For the tomato salad:
1 pint grape tomatoes, halved (Or substitute 2 or 3 large ripe tomatoes, cut into a generous dice)
1 small handful basil leaves, cut in a chiffonade (thin strips)
2 Tablespoons red wine vinegar
4 Tablespoons extra virgin olive oil
Salt and pepper

Combine above ingredients and toss. Adjust the seasoning to taste including th e vinegar. (We have been using vinegar that we made ourselves with the wine that sat through the hurricane. Since it's very mild in acidity, we add more then the 2 tablespoons this calls for.)
Let sit for 15-20 minutes before serving.

For the cala cake:
2 ears roasted corn, cut off cob
1 small onion diced
1 Tablespoon garlic
1 cup cooked white rice
1 bunch green onions sliced
1/2 cup flour
2 teaspoons baking powder
1 egg lightly beaten
3/4 cup buttermilk
Salt and pepper
[Butter, lard, olive oil, vegetable oil, or canola oil for sautéing]

We roast ears of corn in the restaurant's wood burning oven and always have a few left over, but boiled ears or grilled ears would work just fine.
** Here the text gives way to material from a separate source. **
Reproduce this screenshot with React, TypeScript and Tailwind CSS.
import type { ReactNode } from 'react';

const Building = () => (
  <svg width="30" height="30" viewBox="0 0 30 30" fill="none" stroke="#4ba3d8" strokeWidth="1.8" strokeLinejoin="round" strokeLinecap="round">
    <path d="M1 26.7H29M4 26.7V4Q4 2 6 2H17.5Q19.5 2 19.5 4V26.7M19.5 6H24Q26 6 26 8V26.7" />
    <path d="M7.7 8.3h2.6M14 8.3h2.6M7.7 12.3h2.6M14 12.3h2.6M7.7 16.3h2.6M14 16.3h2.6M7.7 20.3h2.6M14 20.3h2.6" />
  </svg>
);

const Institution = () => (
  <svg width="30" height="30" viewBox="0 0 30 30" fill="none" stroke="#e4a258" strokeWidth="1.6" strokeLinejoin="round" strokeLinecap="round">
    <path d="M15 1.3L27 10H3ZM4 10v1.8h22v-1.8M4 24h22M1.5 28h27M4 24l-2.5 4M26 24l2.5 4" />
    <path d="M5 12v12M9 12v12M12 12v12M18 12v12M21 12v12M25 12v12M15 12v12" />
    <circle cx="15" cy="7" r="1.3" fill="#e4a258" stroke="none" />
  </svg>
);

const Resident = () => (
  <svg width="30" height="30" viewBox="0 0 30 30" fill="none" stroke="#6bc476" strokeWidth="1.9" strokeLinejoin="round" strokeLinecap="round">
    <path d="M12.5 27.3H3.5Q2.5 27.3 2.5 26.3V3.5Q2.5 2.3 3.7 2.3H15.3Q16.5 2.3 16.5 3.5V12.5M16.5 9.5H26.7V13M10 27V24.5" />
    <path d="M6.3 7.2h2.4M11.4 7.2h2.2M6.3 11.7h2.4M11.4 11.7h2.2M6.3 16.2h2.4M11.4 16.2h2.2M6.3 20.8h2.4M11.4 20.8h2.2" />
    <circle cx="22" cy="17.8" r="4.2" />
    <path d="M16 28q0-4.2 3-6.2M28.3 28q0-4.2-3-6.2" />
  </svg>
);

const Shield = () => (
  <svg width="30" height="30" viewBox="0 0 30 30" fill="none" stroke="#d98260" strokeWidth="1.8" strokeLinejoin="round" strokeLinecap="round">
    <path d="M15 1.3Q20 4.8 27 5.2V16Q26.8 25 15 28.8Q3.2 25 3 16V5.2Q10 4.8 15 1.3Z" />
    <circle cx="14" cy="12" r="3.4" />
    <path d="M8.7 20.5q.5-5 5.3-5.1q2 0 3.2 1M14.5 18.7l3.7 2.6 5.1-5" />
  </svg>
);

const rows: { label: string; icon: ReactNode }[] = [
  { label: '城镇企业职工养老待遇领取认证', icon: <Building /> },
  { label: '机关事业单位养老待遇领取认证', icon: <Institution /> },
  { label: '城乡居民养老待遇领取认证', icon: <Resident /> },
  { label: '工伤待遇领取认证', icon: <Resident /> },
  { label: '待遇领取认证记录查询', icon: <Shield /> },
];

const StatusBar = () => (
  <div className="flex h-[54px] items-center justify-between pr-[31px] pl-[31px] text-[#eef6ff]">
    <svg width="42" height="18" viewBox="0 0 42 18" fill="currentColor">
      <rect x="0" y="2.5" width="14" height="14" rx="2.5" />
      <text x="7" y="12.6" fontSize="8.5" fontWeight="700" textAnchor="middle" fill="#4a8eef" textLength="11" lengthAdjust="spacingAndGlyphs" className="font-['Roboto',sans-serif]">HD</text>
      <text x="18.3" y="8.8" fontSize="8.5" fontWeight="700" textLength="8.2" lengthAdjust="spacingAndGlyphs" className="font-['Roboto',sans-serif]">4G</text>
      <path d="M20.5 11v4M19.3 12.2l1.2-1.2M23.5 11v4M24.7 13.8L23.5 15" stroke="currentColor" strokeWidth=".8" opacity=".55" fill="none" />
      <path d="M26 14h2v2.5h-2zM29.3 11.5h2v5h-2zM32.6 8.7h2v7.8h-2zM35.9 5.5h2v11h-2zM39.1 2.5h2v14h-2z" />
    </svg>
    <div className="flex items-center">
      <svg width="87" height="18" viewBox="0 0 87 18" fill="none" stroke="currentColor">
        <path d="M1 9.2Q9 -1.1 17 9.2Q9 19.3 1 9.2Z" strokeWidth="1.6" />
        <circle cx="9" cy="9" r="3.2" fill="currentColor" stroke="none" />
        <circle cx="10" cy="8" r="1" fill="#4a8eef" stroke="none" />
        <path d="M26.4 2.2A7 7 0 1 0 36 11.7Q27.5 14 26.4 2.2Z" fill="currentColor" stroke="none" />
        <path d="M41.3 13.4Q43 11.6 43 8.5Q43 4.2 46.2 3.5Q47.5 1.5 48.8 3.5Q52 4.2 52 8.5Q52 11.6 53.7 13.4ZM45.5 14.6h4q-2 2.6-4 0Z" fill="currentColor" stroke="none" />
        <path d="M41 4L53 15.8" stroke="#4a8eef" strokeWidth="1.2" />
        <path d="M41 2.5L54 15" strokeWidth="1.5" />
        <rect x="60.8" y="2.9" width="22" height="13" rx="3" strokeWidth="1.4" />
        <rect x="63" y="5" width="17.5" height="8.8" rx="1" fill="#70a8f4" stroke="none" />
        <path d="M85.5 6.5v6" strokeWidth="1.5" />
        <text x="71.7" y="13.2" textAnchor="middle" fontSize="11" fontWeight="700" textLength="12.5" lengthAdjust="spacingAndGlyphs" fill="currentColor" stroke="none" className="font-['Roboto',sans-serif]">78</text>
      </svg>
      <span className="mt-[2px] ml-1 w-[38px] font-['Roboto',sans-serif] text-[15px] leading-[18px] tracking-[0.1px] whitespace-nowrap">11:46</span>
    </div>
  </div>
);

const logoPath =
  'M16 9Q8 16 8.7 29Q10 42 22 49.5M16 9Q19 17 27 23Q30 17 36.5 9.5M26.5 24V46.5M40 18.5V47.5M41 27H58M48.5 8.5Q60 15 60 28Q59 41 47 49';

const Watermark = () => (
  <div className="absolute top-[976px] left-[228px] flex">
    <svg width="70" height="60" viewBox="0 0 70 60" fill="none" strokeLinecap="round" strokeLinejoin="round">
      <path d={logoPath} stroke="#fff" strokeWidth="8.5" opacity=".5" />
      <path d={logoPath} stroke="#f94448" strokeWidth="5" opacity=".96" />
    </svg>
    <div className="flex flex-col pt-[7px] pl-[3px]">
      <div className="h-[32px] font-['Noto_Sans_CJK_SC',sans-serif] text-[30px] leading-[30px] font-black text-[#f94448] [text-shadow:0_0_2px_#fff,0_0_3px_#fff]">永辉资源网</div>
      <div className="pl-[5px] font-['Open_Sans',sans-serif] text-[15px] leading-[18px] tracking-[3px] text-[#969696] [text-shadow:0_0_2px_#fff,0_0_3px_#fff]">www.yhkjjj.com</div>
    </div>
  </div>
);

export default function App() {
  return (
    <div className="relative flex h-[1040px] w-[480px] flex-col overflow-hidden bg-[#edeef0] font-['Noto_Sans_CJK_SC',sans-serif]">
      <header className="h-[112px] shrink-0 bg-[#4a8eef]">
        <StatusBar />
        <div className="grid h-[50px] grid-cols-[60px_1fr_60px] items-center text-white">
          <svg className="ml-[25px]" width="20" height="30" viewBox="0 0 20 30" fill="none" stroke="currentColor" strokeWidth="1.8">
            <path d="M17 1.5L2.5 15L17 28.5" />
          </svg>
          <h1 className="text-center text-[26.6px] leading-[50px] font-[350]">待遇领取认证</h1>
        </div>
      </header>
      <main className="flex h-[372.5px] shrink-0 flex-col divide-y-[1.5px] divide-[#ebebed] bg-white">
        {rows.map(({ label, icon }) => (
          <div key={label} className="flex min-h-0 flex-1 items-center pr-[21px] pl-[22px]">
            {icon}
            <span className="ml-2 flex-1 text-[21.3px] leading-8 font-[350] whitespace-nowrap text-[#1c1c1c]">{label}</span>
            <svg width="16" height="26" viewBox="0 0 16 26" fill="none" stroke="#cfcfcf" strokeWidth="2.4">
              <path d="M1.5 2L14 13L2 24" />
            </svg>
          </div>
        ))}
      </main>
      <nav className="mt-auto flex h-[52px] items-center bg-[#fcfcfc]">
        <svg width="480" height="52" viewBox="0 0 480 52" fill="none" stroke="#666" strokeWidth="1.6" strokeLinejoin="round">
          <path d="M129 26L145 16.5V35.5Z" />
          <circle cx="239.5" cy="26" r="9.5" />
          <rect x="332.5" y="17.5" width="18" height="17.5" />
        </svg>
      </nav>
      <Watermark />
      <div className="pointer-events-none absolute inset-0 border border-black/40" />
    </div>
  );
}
You could even cut the corn off of the cobs, raw, and saute it with the onions.
Saute the onion and garlic (with corn, if doing it that way) in a little butter, lard, or oil, until the onion is translucent and lightly golden. Cool slightly and combine with all remaining ingredients in a large bowl and mix well.
In a heavy bottomed frying or sauté pan (preferably a well-seasoned cast iron skillet) heat about 1 ounce of fat and spoon in about 2 oz of batter per cake. They should look like plump pancakes. Cook until the edges begin to appear dry then flip and finish. To serve we simply spoon a generous helping of the tomato salad over the fritters.